» WHAT IS REQUIRED
Of all the lines in the material, how many include the word "screenshot"? Give only the number.

» DATA FOR THIS TASK
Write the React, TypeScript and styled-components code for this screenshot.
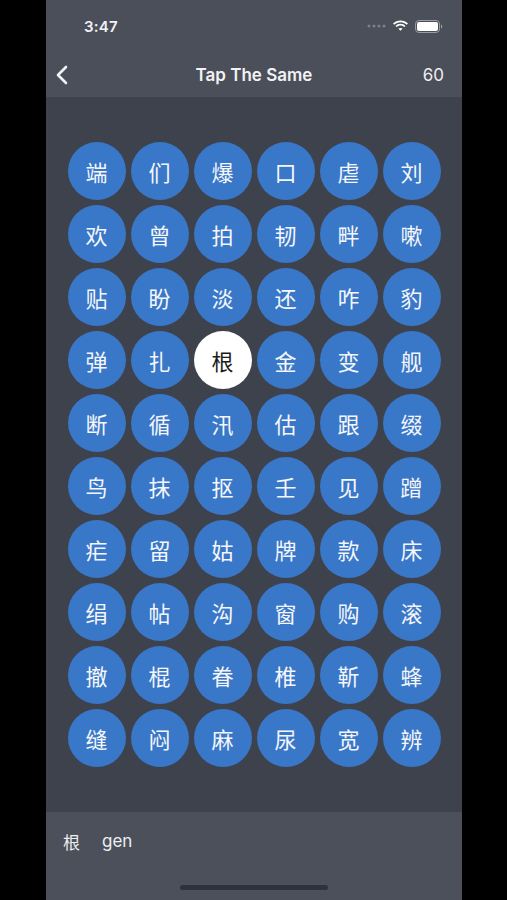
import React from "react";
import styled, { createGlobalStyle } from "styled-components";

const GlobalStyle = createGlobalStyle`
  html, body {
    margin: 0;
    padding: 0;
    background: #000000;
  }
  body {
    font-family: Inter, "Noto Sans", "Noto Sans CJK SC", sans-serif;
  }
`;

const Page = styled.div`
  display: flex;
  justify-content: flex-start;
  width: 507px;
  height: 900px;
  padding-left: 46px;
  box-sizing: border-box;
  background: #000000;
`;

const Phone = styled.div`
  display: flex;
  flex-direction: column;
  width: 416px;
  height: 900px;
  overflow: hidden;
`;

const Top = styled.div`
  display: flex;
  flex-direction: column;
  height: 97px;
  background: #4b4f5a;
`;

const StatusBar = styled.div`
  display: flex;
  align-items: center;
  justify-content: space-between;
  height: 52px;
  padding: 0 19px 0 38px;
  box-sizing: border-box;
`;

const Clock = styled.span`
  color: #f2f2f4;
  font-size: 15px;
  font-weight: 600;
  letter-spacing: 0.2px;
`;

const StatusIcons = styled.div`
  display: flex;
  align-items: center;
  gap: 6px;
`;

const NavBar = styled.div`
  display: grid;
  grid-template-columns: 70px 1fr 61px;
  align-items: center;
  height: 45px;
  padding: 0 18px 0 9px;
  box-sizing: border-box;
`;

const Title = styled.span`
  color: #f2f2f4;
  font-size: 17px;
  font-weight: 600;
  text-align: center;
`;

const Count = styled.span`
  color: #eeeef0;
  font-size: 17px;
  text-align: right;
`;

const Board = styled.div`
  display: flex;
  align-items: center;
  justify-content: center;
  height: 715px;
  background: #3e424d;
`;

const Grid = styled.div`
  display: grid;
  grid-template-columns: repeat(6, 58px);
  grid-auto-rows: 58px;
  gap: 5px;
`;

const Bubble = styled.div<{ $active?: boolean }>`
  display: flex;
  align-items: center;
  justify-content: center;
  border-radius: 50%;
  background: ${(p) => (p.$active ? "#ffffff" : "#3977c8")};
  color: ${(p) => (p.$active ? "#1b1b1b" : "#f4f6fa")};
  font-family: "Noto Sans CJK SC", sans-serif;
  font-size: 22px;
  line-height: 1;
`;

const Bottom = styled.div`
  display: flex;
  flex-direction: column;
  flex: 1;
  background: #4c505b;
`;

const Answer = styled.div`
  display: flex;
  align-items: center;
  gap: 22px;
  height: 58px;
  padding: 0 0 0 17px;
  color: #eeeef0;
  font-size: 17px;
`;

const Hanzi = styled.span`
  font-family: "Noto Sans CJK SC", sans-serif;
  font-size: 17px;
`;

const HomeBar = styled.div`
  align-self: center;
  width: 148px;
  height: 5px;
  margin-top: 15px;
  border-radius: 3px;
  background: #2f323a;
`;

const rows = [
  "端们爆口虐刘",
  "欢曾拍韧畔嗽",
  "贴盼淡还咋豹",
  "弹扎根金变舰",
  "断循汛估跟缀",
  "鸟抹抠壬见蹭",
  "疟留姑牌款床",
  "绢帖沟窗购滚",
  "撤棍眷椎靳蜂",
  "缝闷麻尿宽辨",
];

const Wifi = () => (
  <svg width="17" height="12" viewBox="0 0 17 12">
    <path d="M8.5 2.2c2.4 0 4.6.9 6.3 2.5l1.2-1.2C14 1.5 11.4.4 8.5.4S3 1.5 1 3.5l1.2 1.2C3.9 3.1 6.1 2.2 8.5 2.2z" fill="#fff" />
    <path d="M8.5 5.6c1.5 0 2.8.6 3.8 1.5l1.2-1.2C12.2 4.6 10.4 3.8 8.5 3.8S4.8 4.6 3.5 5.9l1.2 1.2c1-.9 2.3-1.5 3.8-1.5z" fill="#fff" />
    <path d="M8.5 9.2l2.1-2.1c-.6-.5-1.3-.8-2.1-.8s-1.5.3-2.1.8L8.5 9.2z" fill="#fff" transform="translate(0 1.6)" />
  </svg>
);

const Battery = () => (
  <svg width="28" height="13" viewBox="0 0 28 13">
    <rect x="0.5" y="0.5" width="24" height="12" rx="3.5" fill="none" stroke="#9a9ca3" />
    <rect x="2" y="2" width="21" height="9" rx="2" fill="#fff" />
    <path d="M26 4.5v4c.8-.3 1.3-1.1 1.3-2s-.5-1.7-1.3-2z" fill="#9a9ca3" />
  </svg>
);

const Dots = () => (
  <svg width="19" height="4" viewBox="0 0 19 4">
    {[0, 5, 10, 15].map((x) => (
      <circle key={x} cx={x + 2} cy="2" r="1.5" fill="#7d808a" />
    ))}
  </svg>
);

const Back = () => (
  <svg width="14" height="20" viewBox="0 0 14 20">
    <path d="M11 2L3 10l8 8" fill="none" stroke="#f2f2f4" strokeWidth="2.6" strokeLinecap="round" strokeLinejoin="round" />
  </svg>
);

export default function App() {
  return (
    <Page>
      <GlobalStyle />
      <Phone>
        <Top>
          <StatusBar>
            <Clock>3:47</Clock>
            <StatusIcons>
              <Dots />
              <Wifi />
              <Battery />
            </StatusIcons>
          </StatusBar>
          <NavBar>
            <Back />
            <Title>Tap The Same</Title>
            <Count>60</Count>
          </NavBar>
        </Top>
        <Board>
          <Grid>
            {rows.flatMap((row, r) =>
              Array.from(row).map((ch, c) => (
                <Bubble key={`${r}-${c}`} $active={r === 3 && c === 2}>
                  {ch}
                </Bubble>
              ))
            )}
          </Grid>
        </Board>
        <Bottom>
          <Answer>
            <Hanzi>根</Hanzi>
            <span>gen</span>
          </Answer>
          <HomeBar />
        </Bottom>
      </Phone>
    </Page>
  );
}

...

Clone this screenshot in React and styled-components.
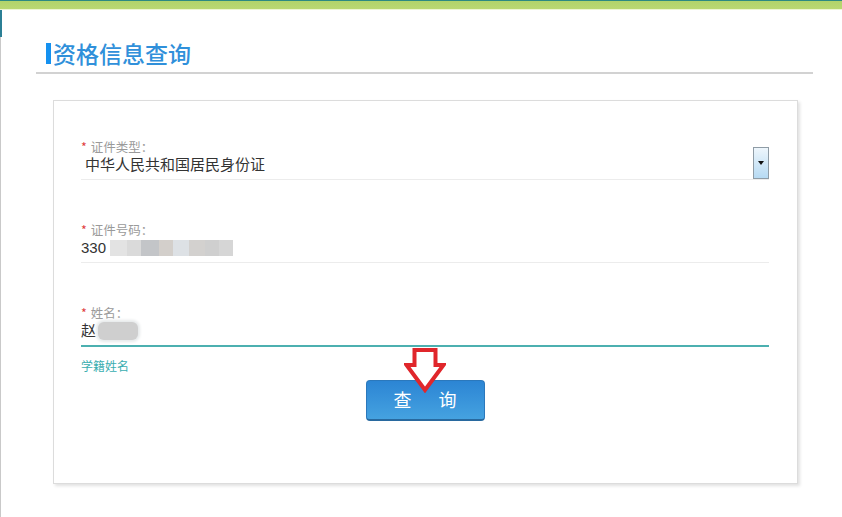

» WORKED SOLUTION
2